Similarly, the CI can be a big proportion of the value, e.g. the 2018 5-year estimate for the female 5-9 year old population of the subdivision of Clio City in Genesee County, MI is 64 +/- 52.
I've heard ad hoc advice to treat any value with a CI 20% or less of the value is suspect. Even if that's reasonable, what would you do with a 0 estimate? Any thoughts or suggestions would be appreciated!
Since you use the term "CI," I assume that you mean "confidence interval" and have some understanding of the concept. Often people write "+- "t o indicate that the "underlying" population…

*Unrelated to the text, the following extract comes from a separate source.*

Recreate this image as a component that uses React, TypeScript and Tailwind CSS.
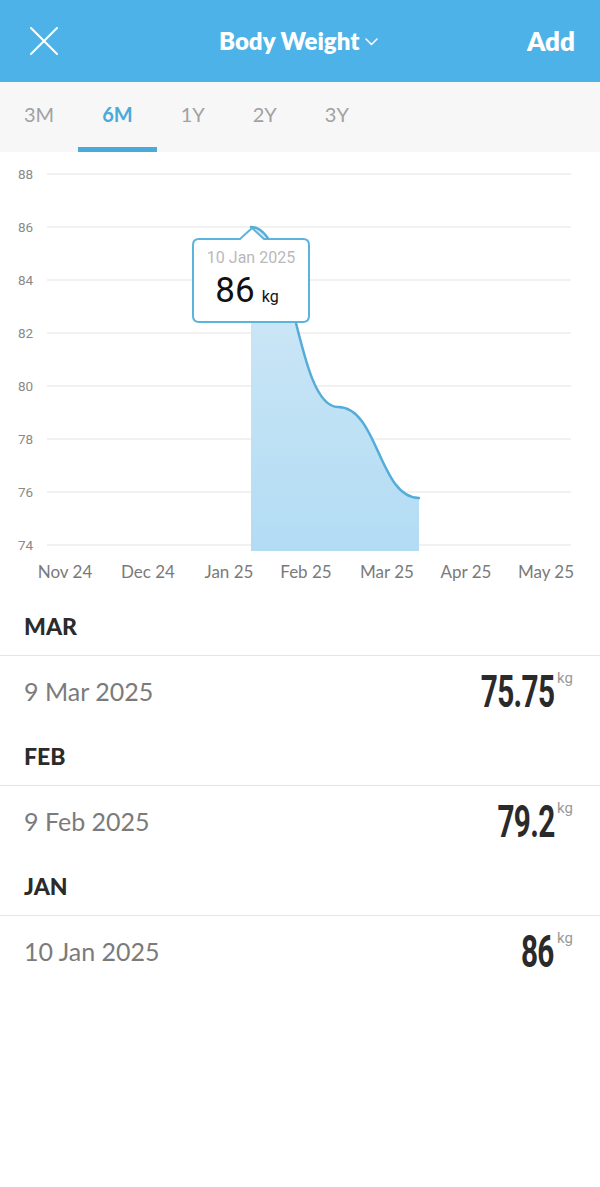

Since you use the term "CI," I assume that you mean "confidence interval" and have some understanding of the concept. Often people write "+- "t o indicate that the "underlying" population number/count falls within an interval. The "confidence interval" gives a range where the value would fall if you repeated the survey by drawing many samples from the population and tabulate the data again and again. For a 95% confidence interval, the sampled value would fall in the interval for 95 out of 100 sample "draws." The interval that you get with this calculation is not symmetric as is implied by the +- symbol for the estimate. From the definition of a 95% Confidence Interval you can see that for any estimate, there are many possible intervals that provide 95% "coverage." Thus when you give a confidence interval you need to specify what method you used to compute the interval. When the MoE > Estimate and the Estimate is > 0, the lower value of the "+-" confidence interval is less than 0 , and this is impossible. The lower limit of the confidence interval would be zero but this is impossible as well because you had a positive count for that particular ACS sample year(s for 5 year data). People usually think that the confidence interval indicates where the "true" value lies. The "true" value is the value that you would get if you did a census, i.e. you "surveyed" everybody.
In any case these problems are all solved by using "replicate weights" for microdata or variance replicate estimate tables. These are tables that include many estimates of the underlying population value. See this page to locate the tables https://www.census.gov/programs-surveys/acs/data/variance-tables.html "Variance Replicate Estimate tables include estimates, margins of error, and 80 variance replicates for selected American Community Survey (ACS) 5-year Detailed Tables" If you want to make a calculation from the replicate table cell values, you repeat the your calculation 80 times taking a different "replicate" each time. You then apply a formula to calculate the interval for the underlying values that you computed. Any "function" or formula can be used for your calculation, sum, ratio, product etc. Use your imagination.
The census people "suppress" table cells so that people don't miss interpret the value in the published table. This drives statisticians / mathematicians crazy because there is always some information in the number that you get when you tabulate a survey. You just need to know how to interpret the result that you get. There is also a problem with a zero result when you take a survey. Are there no people in the underlying population in that table cell, a "structural" zero, or are you just getting a zero value for that sample. This is another topic worthy of discussion.
The way that I handle these issues in a presentation or report is to report the number that you get and put in a footnote to explain the situation. Also when I report an estimate or confidence interval I put in at least 1 or 2 digits beyond the decimal point to indicate that the number is an estimate and not an actual census (count everybody) count.
Hope this helps